Trotz einer Vielzahl von Gewaltausbrüchen rund um den Gazastreifen hatte es nun mehrere Jahre lang keine gezielten Tötungen von Funktionären militanter palästinensischer Gruppen gegeben. Nicht nur die Regeln wurden zunehmend strenger, auch die Kritik im In- und Ausland wurde größer. Auch die Sinnfrage wurde in den vergangenen Jahren in Israels Politik und Militär meist negativ beantwortet.

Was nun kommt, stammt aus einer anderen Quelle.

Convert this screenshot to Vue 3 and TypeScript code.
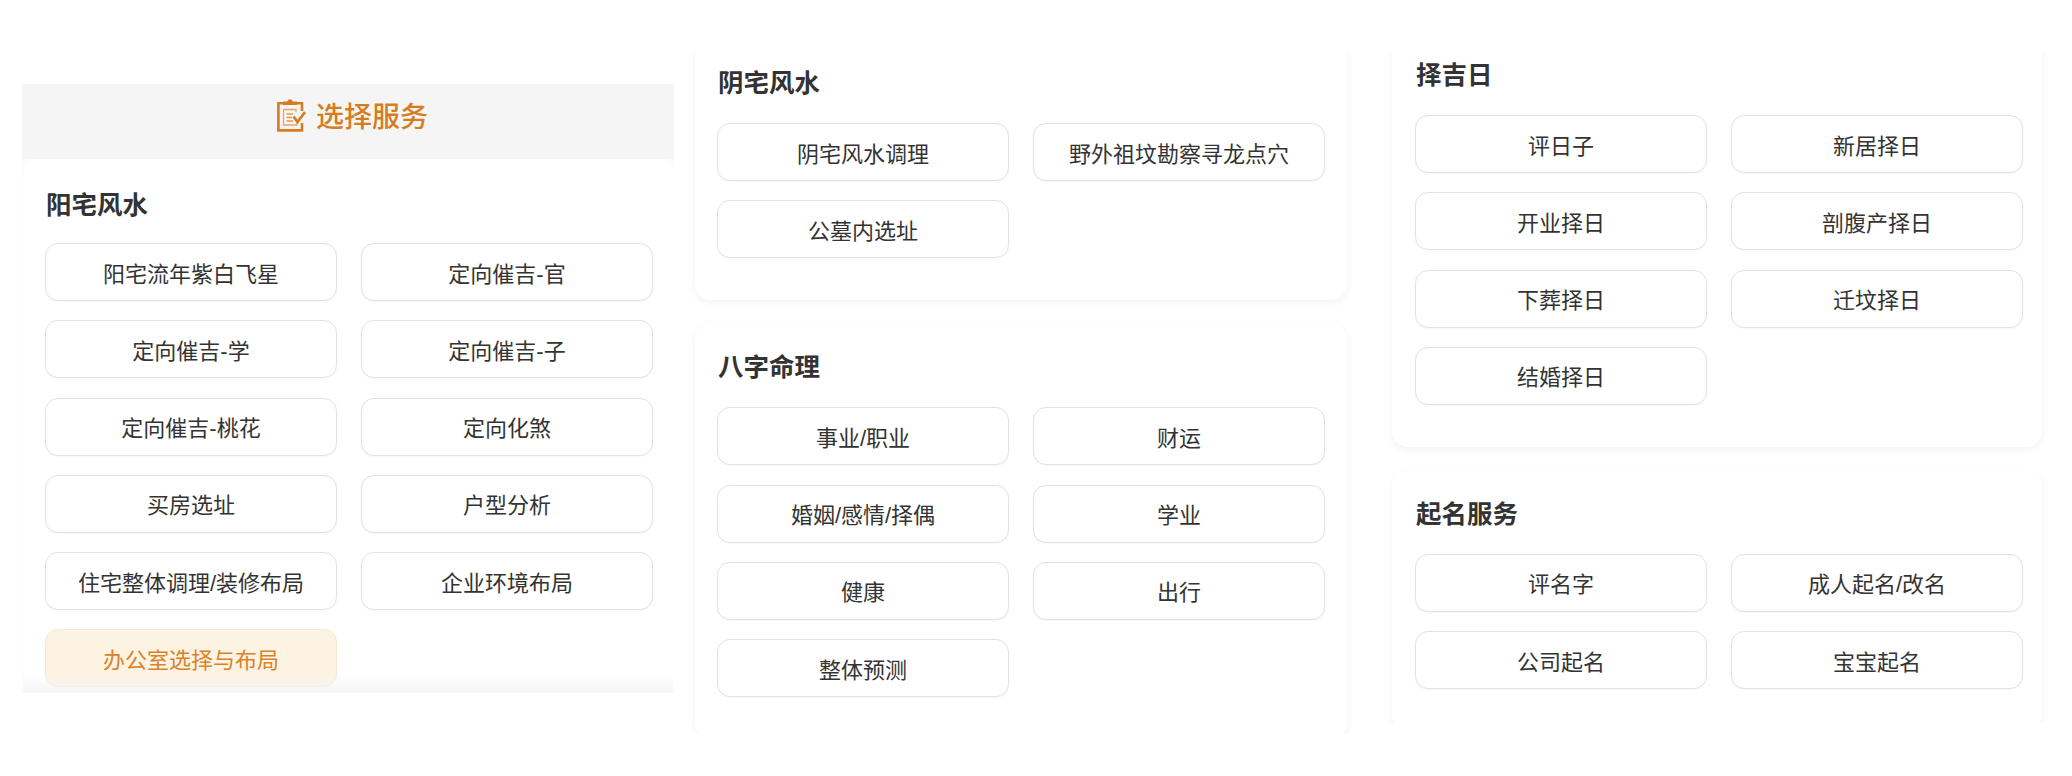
<template>
  <div class="page">
    <!-- 左栏 -->
    <section class="panel panel-left">
      <header class="panel-head">
        <svg class="head-icon" viewBox="0 0 29 34" width="29" height="34" fill="none">
          <path d="M10.5 3.4 C10.7 0.6 15.3 0.6 15.5 3.4 H20 V7 H6 V3.4 Z" fill="#d67d22" />
          <path d="M6 5.2 H1.4 V32.4 H25 V25 M20 5.2 H25 V13" stroke="#d67d22" stroke-width="2.6" />
          <path d="M6.5 11.5 H19 V14 M6.5 11.5 V27 H20 V24" stroke="#e6a765" stroke-width="1.3" />
          <path d="M9.5 16 H16 M9.5 19.5 H15 M9.5 23 H16" stroke="#e29a50" stroke-width="1.5" />
          <path d="M16.5 18.5 L20.5 24 L28 14" stroke="#d67d22" stroke-width="2.8" />
        </svg>
        <span>选择服务</span>
      </header>
      <div class="panel-body">
        <ServiceCard v-bind="groups[0]" />
      </div>
    </section>

    <!-- 中栏 -->
    <section class="panel panel-mid">
      <ServiceCard v-bind="groups[1]" />
      <ServiceCard v-bind="groups[2]" />
    </section>

    <!-- 右栏 -->
    <section class="panel panel-right">
      <ServiceCard v-bind="groups[3]" />
      <ServiceCard v-bind="groups[4]" />
    </section>
  </div>
</template>

<script setup lang="ts">
import { defineComponent, h } from 'vue'

interface Group {
  title: string
  items: string[]
  active?: string
}

const groups: Group[] = [
  {
    title: '阳宅风水',
    items: [
      '阳宅流年紫白飞星',
      '定向催吉-官',
      '定向催吉-学',
      '定向催吉-子',
      '定向催吉-桃花',
      '定向化煞',
      '买房选址',
      '户型分析',
      '住宅整体调理/装修布局',
      '企业环境布局',
      '办公室选择与布局'
    ],
    active: '办公室选择与布局'
  },
  {
    title: '阴宅风水',
    items: ['阴宅风水调理', '野外祖坟勘察寻龙点穴', '公墓内选址']
  },
  {
    title: '八字命理',
    items: ['事业/职业', '财运', '婚姻/感情/择偶', '学业', '健康', '出行', '整体预测']
  },
  {
    title: '择吉日',
    items: ['评日子', '新居择日', '开业择日', '剖腹产择日', '下葬择日', '迁坟择日', '结婚择日']
  },
  {
    title: '起名服务',
    items: ['评名字', '成人起名/改名', '公司起名', '宝宝起名']
  }
]

const ServiceCard = defineComponent({
  props: {
    title: { type: String, required: true },
    items: { type: Array as () => string[], required: true },
    active: { type: String, default: '' }
  },
  setup(props) {
    return () =>
      h('div', { class: 'card' }, [
        h('h3', { class: 'card-title' }, props.title),
        h(
          'div',
          { class: 'card-grid' },
          props.items.map((item) =>
            h('div', { class: ['svc-btn', { 'is-active': item === props.active }], key: item }, item)
          )
        )
      ])
  }
})
</script>

<style>
html,
body {
  margin: 0;
  background: #fff;
}

.card {
  background: #fff;
  border-radius: 16px;
  box-shadow: 0 3px 8px rgba(0, 0, 0, 0.05);
  padding: 26px 19px 42px 23px;
  box-sizing: border-box;
}

.card + .card {
  margin-top: 23px;
}

.panel-mid > .card {
  padding-left: 22px;
}

.panel-body > .card {
  margin-left: 1px;
  padding: 28px 19px 42px 22px;
  box-shadow: none;
}

.panel-body .card-title {
  margin-bottom: 20px;
}

.card-title {
  margin: 0 0 22px;
  padding-left: 1px;
  font-size: 25.5px;
  line-height: 36px;
  font-weight: 700;
  color: #333;
}

.card-grid {
  display: grid;
  grid-template-columns: 292px 292px;
  column-gap: 24px;
  row-gap: 19.3px;
}

.svc-btn {
  height: 58px;
  box-sizing: border-box;
  padding-bottom: 1px;
  border: 1.5px solid #e2e2e2;
  border-radius: 13px;
  background: #fff;
  box-shadow: 0 1px 2px rgba(0, 0, 0, 0.03);
  color: #333;
  font-size: 22px;
  display: flex;
  align-items: center;
  justify-content: center;
}

.svc-btn.is-active {
  background: #fdf3e3;
  border-color: #f8e8d0;
  color: #d9822b;
}
</style>

<style scoped>
.page {
  width: 2072px;
  height: 776px;
  overflow: hidden;
  display: flex;
  align-items: flex-start;
  font-family: "Liberation Sans", "Noto Sans CJK SC", sans-serif;
}

.panel {
  width: 652px;
  flex: none;
  overflow: hidden;
}

.panel-left {
  margin: 84px 0 0 22px;
  height: 609px;
}

.panel-head {
  height: 75px;
  box-sizing: border-box;
  padding: 0 0 14px 9px;
  background: #f5f5f5;
  display: flex;
  align-items: center;
  justify-content: center;
  gap: 10px;
  color: #d67d22;
  font-size: 28px;
  font-weight: 500;
}

.panel-body {
  position: relative;
  height: 534px;
  overflow: hidden;
  background: #fcfcfc;
}

/* 底部渐变遮罩 */
.panel-body::after {
  content: "";
  position: absolute;
  left: 0;
  right: 0;
  bottom: 0;
  height: 18px;
  background: linear-gradient(to bottom, rgba(245, 245, 245, 0), #f5f5f5);
}

.panel-mid {
  margin: 50px 0 0 13px;
  padding: 0 8px;
  height: 683px;
}

.panel-mid > :first-child {
  margin-top: -11px;
}

.panel-right {
  margin: 52px 0 0 29px;
  padding: 0 8px;
  width: 650px;
  height: 671px;
}

.panel-right > :first-child {
  margin-top: -21px;
}
</style>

Denn so gut wie immer gaben die betroffenen Organisationen, meist die Hamas oder der Islamische Dschihad, innerhalb kürzester Zeit die Ernennung von Nachfolgern bekannt; so gut wie nie wurde ein Nachlassen der Aktivitäten erkennbar. Im Gegenteil: Auf gezielte Tötungen folgen in der Regel Demonstrationen der Anhängerschaft und, im Fall des Gazastreifens, ein verstärkter Raketenbeschuss auf Israel - so auch am Dienstag. Im Laufe des Tages wurden Dutzende Raketen aus dem Gazastreifen heraus abgefeuert. Dass Regierungschef Benjamin Netanjahu den Militärschlag nun dennoch anordnete, wurde in den israelischen Medien überwiegend auf die politische Lage zurückgeführt: Nach der zweiten Wahl innerhalb weniger Monate versucht Benny Gantz von der zentristischen Blau-Weiß-Liste, eine Koalition zu bilden. Erst vor wenigen Tagen hatte Netanjahu überraschend Naftali Bennett von der Partei »Neue Rechte« zum Verteidigungsminister ernannt; es wird spekuliert, dass die »Neue Rechte« damit von einer Koalition mit Gantz abgehalten werden soll. Bennett fordert bereits seit Jahren ein militärisches Vorgehen gegen die Hamas und den Islamischen Dschihad - Netanjahu hingegen setzte bislang vor allem auf Diplomatie.